HA. I knew you’d say that. So I hurried and put them in myself so you’d stay put and rest. And know what happened? Three of the blighters (hope that isn’t a bad word) had gotten into the wrong part of the pasture. Mostly they came in when I went out there yelling. But not Hickory – way back in the back corner-ohh, no. I thought he was being good, he spun around on his back foot and started across the pasture to the gate, but in the first three sides, he’d kicked that broad, gold butt of his up in the air with BOTH HEELS AIMED AT ME. I mean, I was thirty feet away, but it’s the thought that counts. So I yelled at him and lumbered after, swinging the rope. I thought he’d head right out the gate (I had evidently left it open while I was trying to set the benighted sprinkler – thanks to my irrigation snafu), but no – he dashed all over that pasture, back and forth, with me, drooping with whatever this is, chasing him, murder in my heart. Finally, he seemed to finally notice the open gate and crashed out through it. The rub is, he is SO BEAUTIFI: when he’s at full flags aloft like this – bouncing like a horse made of air, head up – gorgeous. And bratty through and through.
So into the arena he went, with his fifth “up yours” kick in my direction. And I had had it. Sun or no sun. Aching back or no aching back, I chased that little sucker around the arena till he tried hiding out in one of the back corners. Picture that big body – head up, LOOKING OUT AT THE MOUNTAINS. Like, if he’s not looking at me, I’m NOT THERE. Or he’s invisible.
So I drove him away again (I guess I shouldn’t say “chase” because that gives a whole different feeling than harrying, which is what I was doing – if I spelled it right. Which I probably didn’t. Because my brain hasn’t worked right since about noon yesterday. In the middle of the workout, I was stopping to talk to Cam on the phone and went downstairs – why? – and went back upstairs to finish the work out – which I never did – and completely turned the wrong way at the top of the steps, going to the OLD exercise room, which I never have done since we changed it. How many characters can you jam between parenthesis?)(I was driving him away again, if you’d lost track.) and it went on a little longer till he ended up in the corner again, this time facing me. Head a little lower. Licking a little bit only.

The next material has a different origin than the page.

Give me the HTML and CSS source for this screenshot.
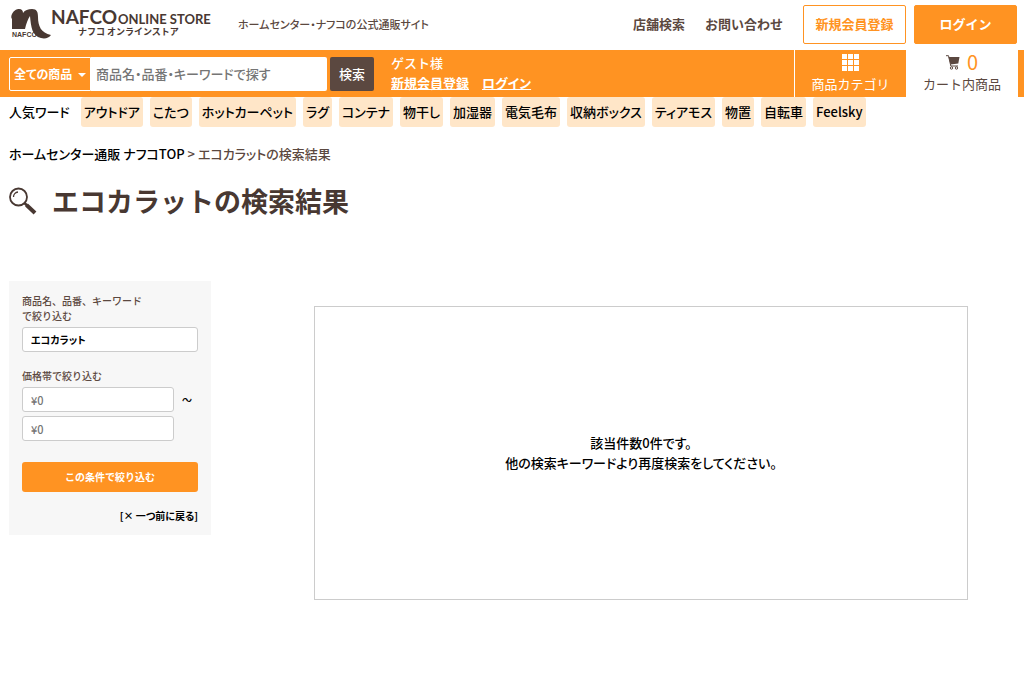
FILE: index.html
```html
<!DOCTYPE html>
<html lang="ja">
<head>
<meta charset="utf-8">
<meta name="viewport" content="width=device-width, initial-scale=1">
<title>エコカラットの検索結果</title>
<link rel="stylesheet" href="styles.css">
</head>
<body>
<header class="header">
  <a class="logo" href="#" aria-label="ナフコ オンラインストア">
    <svg width="202" height="32" viewBox="0 0 202 32" fill="#483832">
      <path d="M2 21V11C1 10 1 8 2 6C4 2 7 1 9 1C12 1 13 3 13 5C15 2 18 1 22 1C27 1 28 4 28 9C28 18 31 25 41 27C39 30 35 31 31 30C22 28 21 19 20 8C18 11 16 16 15 21Z"/>
      <text class="logo-mini" x="2" y="29">NAFCO</text>
      <text class="logo-name" x="41" y="16">NAFCO</text>
      <text class="logo-store" x="108" y="16">ONLINE STORE</text>
      <text class="logo-kana" x="68" y="27">ナフコ オンラインストア</text>
    </svg>
  </a>
  <p class="tagline">ホームセンター・ナフコの公式通販サイト</p>
  <nav class="header-nav">
    <a class="nav-link" href="#">店舗検索</a>
    <a class="nav-link" href="#">お問い合わせ</a>
    <a class="header-button header-button-outline" href="#">新規会員登録</a>
    <a class="header-button" href="#">ログイン</a>
  </nav>
</header>

<div class="bar">
  <form class="search">
    <div class="search-category">
      <select class="search-select" aria-label="カテゴリ"><option>全ての商品</option></select>
      <svg class="search-arrow" width="8" height="4" viewBox="0 0 8 4"><path d="M0 0H8L4 4Z" fill="#fff"/></svg>
    </div>
    <input class="search-input" type="text" aria-label="検索" placeholder="商品名・品番・キーワードで探す">
    <button class="search-button" type="button">検索</button>
  </form>
  <div class="guest">
    <p class="guest-name">ゲスト様</p>
    <p class="guest-links"><a href="#">新規会員登録</a><a href="#">ログイン</a></p>
  </div>
  <a class="tile tile-category" href="#">
    <span class="tile-top">
      <svg width="17" height="17" viewBox="0 0 17 17" fill="#fff"><path d="M0 0h5v5H0zM6 0h5v5H6zM12 0h5v5h-5zM0 6h5v5H0zM6 6h5v5H6zM12 6h5v5h-5zM0 12h5v5H0zM6 12h5v5H6zM12 12h5v5h-5z"/></svg>
    </span>
    <span class="tile-label">商品カテゴリ</span>
  </a>
  <a class="tile tile-cart" href="#">
    <span class="tile-top">
      <svg width="14" height="15" viewBox="0 0 14 15"><path d="M2.500 2H13.500L12.300 8.500L4.500 9.500Z" fill="#5b4840"/><path d="M0 .7H2.500L4.800 11H12" fill="none" stroke="#5b4840"/><circle cx="5.500" cy="13" r="1.200" fill="none" stroke="#5b4840"/><circle cx="10.500" cy="13" r="1.200" fill="none" stroke="#5b4840"/></svg>
      <span class="cart-count">0</span>
    </span>
    <span class="tile-label">カート内商品</span>
  </a>
</div>

<nav class="keywords">
  <span class="keywords-title">人気ワード</span>
  <a class="keyword" href="#">アウトドア</a>
  <a class="keyword" href="#">こたつ</a>
  <a class="keyword" href="#">ホットカーペット</a>
  <a class="keyword" href="#">ラグ</a>
  <a class="keyword" href="#">コンテナ</a>
  <a class="keyword" href="#">物干し</a>
  <a class="keyword" href="#">加湿器</a>
  <a class="keyword" href="#">電気毛布</a>
  <a class="keyword" href="#">収納ボックス</a>
  <a class="keyword" href="#">ティアモス</a>
  <a class="keyword" href="#">物置</a>
  <a class="keyword" href="#">自転車</a>
  <a class="keyword" href="#">Feelsky</a>
</nav>

<nav class="breadcrumb"><a href="#">ホームセンター通販 ナフコTOP</a> &gt; エコカラットの検索結果</nav>

<div class="heading">
  <svg width="28" height="28" viewBox="0 0 28 28" fill="none" stroke="#483832"><circle cx="9.500" cy="10" r="8.500" stroke-width="1.800"/><path d="M4.500 10A5 5 0 0 1 9 5" stroke-width="1.300"/><path d="M15.500 16L18 18.500" stroke-width="2.500"/><path d="M17.500 18L26 26" stroke-width="4"/></svg>
  <h1 class="title">エコカラットの検索結果</h1>
</div>

<main class="content">
  <form class="filter">
    <label class="filter-label" for="word">商品名、品番、キーワード<br>で絞り込む</label>
    <input class="field field-word" id="word" type="text" value="エコカラット">
    <label class="filter-label filter-label-price" for="price-min">価格帯で絞り込む</label>
    <div class="price-row">
      <input class="field" id="price-min" type="text" placeholder="¥0">
      <span class="tilde">～</span>
      <input class="field" id="price-max" type="text" placeholder="¥0" aria-label="価格の上限">
    </div>
    <button class="filter-button" type="button">この条件で絞り込む</button>
    <a class="back" href="#">[× 一つ前に戻る]</a>
  </form>
  <section class="result">
    <p>該当件数0件です。<br>他の検索キーワードより再度検索をしてください。</p>
  </section>
</main>
</body>
</html>
```
FILE: styles.css
```css
* { box-sizing: border-box; }

body {
  margin: 0;
  background: #fff;
  color: #000;
  font-family: "Noto Sans CJK JP", sans-serif;
  font-size: 13px;
  font-weight: 500;
  line-height: 20px;
  font-feature-settings: "palt";
}

p, h1 { margin: 0; }
a { color: inherit; text-decoration: none; }
svg { display: block; flex: none; }
input, button, select { font: inherit; font-feature-settings: inherit; margin: 0; }

.header {
  display: flex;
  align-items: center;
  height: 50px;
  padding: 0 7px 2px 10px;
  color: #5b4840;
}

.logo-mini { font: bold 7px "Liberation Sans", sans-serif; }
.logo-name { font: bold 19px Lato, sans-serif; }
.logo-store { font: bold 13px Lato, sans-serif; }
.logo-kana { font: bold 9px "Noto Sans CJK JP", sans-serif; font-feature-settings: normal; }

.tagline { margin-left: 26px; font-size: 11px; }

.header-nav {
  display: flex;
  align-items: center;
  margin-left: auto;
  font-weight: 700;
  font-feature-settings: normal;
}

.nav-link { margin-right: 20px; }

.header-button {
  display: flex;
  align-items: center;
  justify-content: center;
  width: 103px;
  height: 39px;
  margin-left: 8px;
  border: 1px solid #ff9322;
  border-radius: 2px;
  background: #ff9322;
  color: #fff;
}

.header-button-outline {
  margin-left: 0;
  background: #fff;
  color: #ff9322;
}

.bar {
  display: flex;
  height: 47px;
  padding: 0 6px 0 9px;
  background: #ff9322;
  color: #fff;
}

.search {
  display: flex;
  align-items: center;
  height: 47px;
}

.search-category {
  position: relative;
  width: 82px;
  height: 34px;
}

.search-select {
  appearance: none;
  width: 100%;
  height: 100%;
  padding: 0 0 0 4px;
  border: 1px solid #fff;
  border-radius: 2px 0 0 2px;
  background: #ff9322;
  color: #fff;
  font-size: 12px;
  font-weight: 700;
}

.search-arrow { position: absolute; right: 5px; top: 16px; }

.search-input {
  width: 236px;
  height: 34px;
  padding: 0 5px;
  border: 0;
  border-radius: 0 2px 2px 0;
}

.search-input::placeholder, .field::placeholder { color: #757575; opacity: 1; }

.search-button {
  width: 44px;
  height: 34px;
  margin-left: 3px;
  padding: 0;
  border: 0;
  border-radius: 2px;
  background: #5b4840;
  color: #fff;
  font-feature-settings: normal;
}

.guest {
  flex: 1;
  margin-left: 17px;
  padding-top: 3px;
}

.guest-name { font-feature-settings: normal; }

.guest-links {
  display: flex;
  gap: 13px;
  font-weight: 700;
}

.guest-links a { text-decoration: underline; }
.guest-links a:first-child { font-feature-settings: normal; }

.tile {
  display: flex;
  flex-direction: column;
  align-items: center;
  width: 112px;
  font-weight: 400;
  font-feature-settings: normal;
}

.tile-category { border-left: 1px solid #fff; }
.tile-cart { background: #fff; color: #5b4840; }

.tile-top {
  display: flex;
  align-items: center;
  gap: 7px;
  height: 24px;
}

.cart-count { color: #ff9322; font-size: 20px; }

.keywords {
  display: flex;
  gap: 7px;
  padding-left: 9px;
  line-height: 30px;
}

.keywords-title { margin-right: 4px; }

.keyword {
  padding: 0 3px;
  border-radius: 3px;
  background: #ffe6c8;
}

.breadcrumb { padding: 17px 9px 0; color: #5b4840; }
.breadcrumb a { color: #000; }

.heading {
  display: flex;
  align-items: center;
  gap: 15px;
  padding: 18px 9px 0;
}

.title {
  color: #483832;
  font-size: 27px;
  font-weight: 700;
  line-height: 38px;
  font-feature-settings: normal;
}

.content {
  display: flex;
  align-items: flex-start;
  padding: 61px 56px 0 9px;
}

.filter {
  display: flex;
  flex-direction: column;
  width: 202px;
  padding: 12px 13px;
  background: #f7f7f7;
  font-size: 10px;
  line-height: 15px;
}

.filter-label {
  color: #5b4840;
  font-feature-settings: normal;
}

.filter-label-price { margin-top: 16px; }

.field {
  width: 152px;
  height: 25px;
  padding: 0 8px;
  border: 1px solid #ccc;
  border-radius: 3px;
  background: #fff;
  font-size: 11px;
}

.field-word {
  width: 100%;
  margin-top: 4px;
  font-size: 10px;
  font-weight: 700;
}

.price-row {
  display: flex;
  flex-wrap: wrap;
  align-items: center;
  gap: 4px 8px;
  margin-top: 4px;
}

.filter-button {
  height: 30px;
  margin-top: 21px;
  padding: 0 0 2px;
  border: 0;
  border-radius: 3px;
  background: #ff9322;
  color: #fff;
  font-weight: 700;
  font-feature-settings: normal;
}

.back {
  align-self: flex-end;
  margin-top: 16px;
  font-weight: 700;
}

.result {
  display: flex;
  flex: 1;
  align-items: center;
  justify-content: center;
  min-height: 294px;
  margin: 25px 0 0 103px;
  border: 1px solid #ccc;
  text-align: center;
}
```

You know, at that point, Monte Roberts has you turn your back, since that’s what the alpha mares do in the wild. Then the chastened pony is supposed to come walking contritely up behind you and put his nose on your shoulder. Which all of them have done at one time or another – all my horses. But not Hickory. He’s never done it. In the end, I’ve always walked up to him, and his capitulation has been to hold still and let me touch him and boss him. But today, I faced him and held out my hand, looking at him sternly. I thought he wasn’t going to move. But he lowered his head a little and walked v-e-r-y slowly to me. At which point, I stroked him, and he put his head all the way down, the way he does when he wants the halter off. But there weren’t, as they say, no halter. So I put the rope around his neck and backed him and turned him and made him move his back end around, all very peacefully. I finally took the rope of and grabbed his forelock and pulled him along till he followed me to the barn, where I fed them all.
So that’s why I missed book club. And now I’m lying here (after a cat-nap I wish had lasted all night), waiting for a thunderstorm to break – even though I know it won’t. They never do when you want them. And if you aren’t resting, I’m going to drag myself over there and breathe on you, and THEN won’t you be sorry.
love, love, love
PS. I AM stealing this letter for my blog.